In season three, the couple’s elder daughter, Page, turns 15 and finds out that her parents are Soviet spies. Her life becomes confusion and turmoil beyond typical teenage wasteland. And yet, in a show that doesn’t lack strong female characters, it’s Page who takes you by surprise. Sweet and docile in the first two seasons, she reveals enormous willpower and unexpected strength in seasons three and four when she shoulders the burden of sharing her parents’ secret. Drawn into the arena of lies and subterfuge, her struggle to maintain a sense of integrity and self-respect becomes a major plot point in season four.
Season four is about parenting as much as it is about spy-work. As she processes and adjusts, Page starts to serve both as a mirror to her parents and a mouthpiece for the viewers. Her questions echo those posed by the show itself: who are you people? How can I trust anything you say? Are you telling me something because you’re trying to recruit me to your cause, or is this something you genuinely believe? Do you realize how crazy and overwrought this all looks to an outside observer? In a show centered around the exchange of information, words suddenly lose meaning, and an ‘I love you,’ or ‘Everything will be all right,’ are simply not enough.
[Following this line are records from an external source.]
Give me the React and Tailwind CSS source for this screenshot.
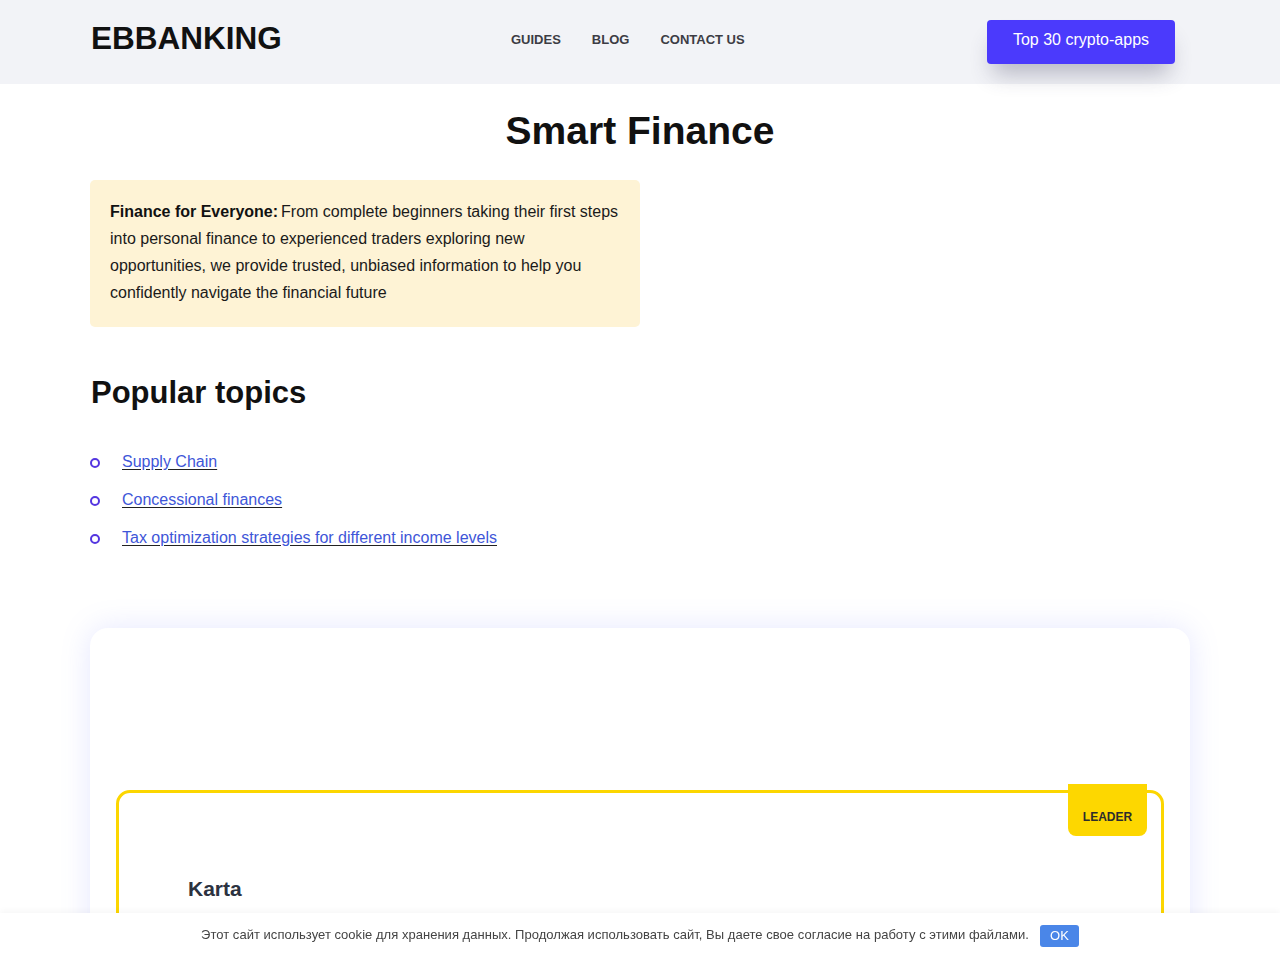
import React from "react";

const topics = [
  "Supply Chain",
  "Concessional finances",
  "Tax optimization strategies for different income levels",
];

export default function App() {
  return (
    <div className="min-h-screen bg-white font-['Liberation_Sans',Arial,sans-serif] text-[#111]">
      <header className="bg-[#f2f3f7] h-[84px]">
        <div className="max-w-[1100px] mx-auto h-full flex items-center">
          <a className="w-[421px] text-[31.5px] font-bold text-[#111] pb-[6px] pl-[1px]">EBBANKING</a>
          <nav className="flex items-center gap-[31px] text-[13px] font-bold text-[#3c3c44] pb-[5px]">
            <a>GUIDES</a>
            <a>BLOG</a>
            <a>CONTACT US</a>
          </nav>
          <button className="ml-auto mr-[15px] mb-[1px] w-[188px] h-[44px] rounded-[4px] bg-[#4b3afc] text-white text-[16px] shadow-[0_16px_22px_-6px_rgba(60,60,90,0.32)] pb-[3px]">
            Top 30 crypto-apps
          </button>
        </div>
      </header>

      <main className="max-w-[1100px] mx-auto pb-[80px]">
        <h1 className="text-center text-[39px] font-bold pt-[23px] leading-[48px]">Smart Finance</h1>

        <div className="mt-[25px] w-[550px] rounded-[5px] bg-[#fef3d5] px-[20px] pt-[18px] pb-[21px] text-[16px] leading-[27px] text-[#1a1a1a]">
          <b className="font-bold text-[#111] mr-[3px]">Finance for Everyone:</b>From complete beginners taking their first steps
          into personal finance to experienced traders exploring new opportunities, we provide trusted, unbiased
          information to help you confidently navigate the financial future
        </div>

        <h2 className="mt-[46px] text-[31px] font-bold leading-[40px] pl-[1px]">Popular topics</h2>

        <ul className="mt-[39px] flex flex-col gap-[18px]">
          {topics.map((t) => (
            <li key={t} className="flex items-center h-[20px]">
              <span className="w-[10px] h-[10px] rounded-full border-2 border-[#5436e0] mr-[22px] mt-[2px]"></span>
              <a className="text-[16px] text-[#3e56d8] underline underline-offset-[2px] decoration-[#222]">{t}</a>
            </li>
          ))}
        </ul>

        <section className="mt-[80px] rounded-[18px] bg-white shadow-[0_0_30px_rgba(110,120,255,0.18)] px-[26px] pt-[162px] pb-[40px]">
          <div className="relative rounded-[14px] border-[3px] border-[#fcd600] h-[300px] px-[69px] pt-[80px]">
            <span className="absolute right-[14px] top-[-9px] w-[79px] h-[52px] rounded-b-[8px] bg-[#fdd700] flex items-center justify-center pt-[14px] text-[12px] font-bold text-[#2c2c2c]">
              LEADER
            </span>
            <h3 className="text-[21px] font-bold text-[#2b3240]">Karta</h3>
          </div>
        </section>
      </main>

      <div className="fixed bottom-0 left-0 right-0 h-[47px] bg-white shadow-[0_-2px_6px_rgba(0,0,0,0.04)] flex items-center justify-center gap-[11px]">
        <span className="text-[13px] text-[#444] tracking-[0.03px] pb-[3px]">
          Этот сайт использует cookie для хранения данных. Продолжая использовать сайт, Вы даете свое согласие на работу с этими файлами.
        </span>
        <button className="w-[39px] h-[22px] rounded-[3px] bg-[#4a86e8] text-white text-[13px] leading-[22px] pb-[4px] mb-[1px]">OK</button>
      </div>
    </div>
  );
}
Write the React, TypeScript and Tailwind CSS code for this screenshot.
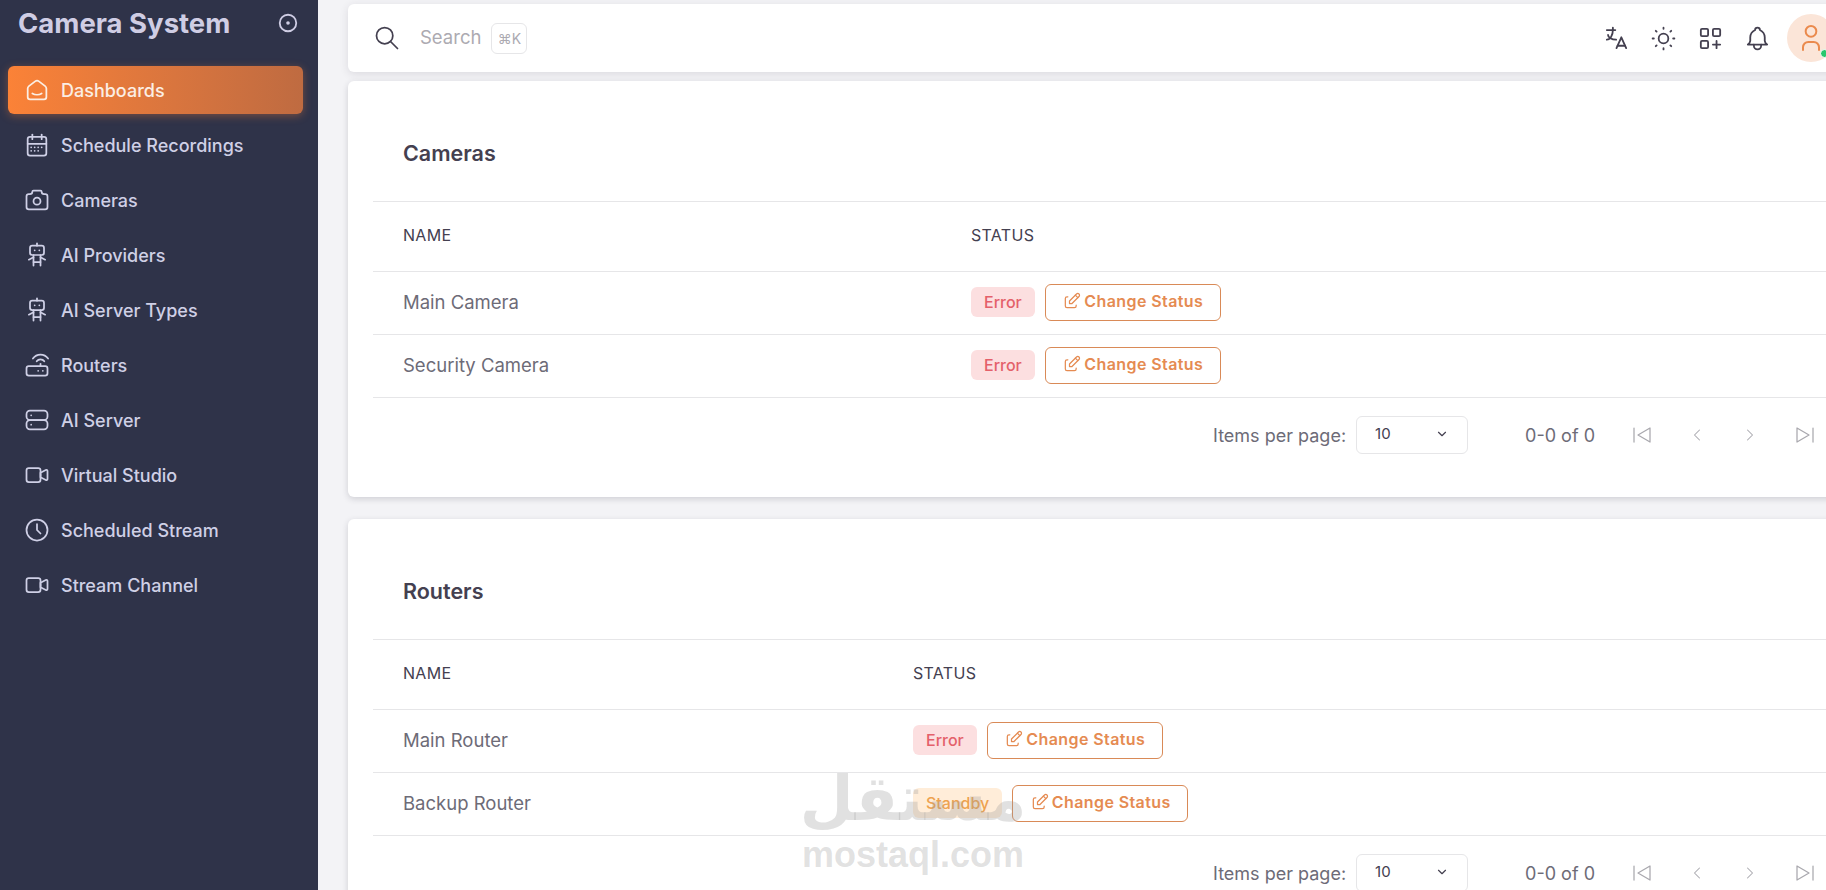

There is a permanent feeling of doom about The Americans. Season four ended with Philip and Elizabeth’s whole mission on the verge of collapse as they face a difficult choice – stay or run? But history also looms large on the show’s horizon: it’s late 1983 and everyone is glued to their television sets watching the movie The Day After, which fictionalized an escalation of nuclear war on U.S. soil to show its possible aftermath. In the larger picture, the end of the Soviet Union is nigh, and the spies on both sides are weary and frightened. How, and when, will it end for Elizabeth and Philip?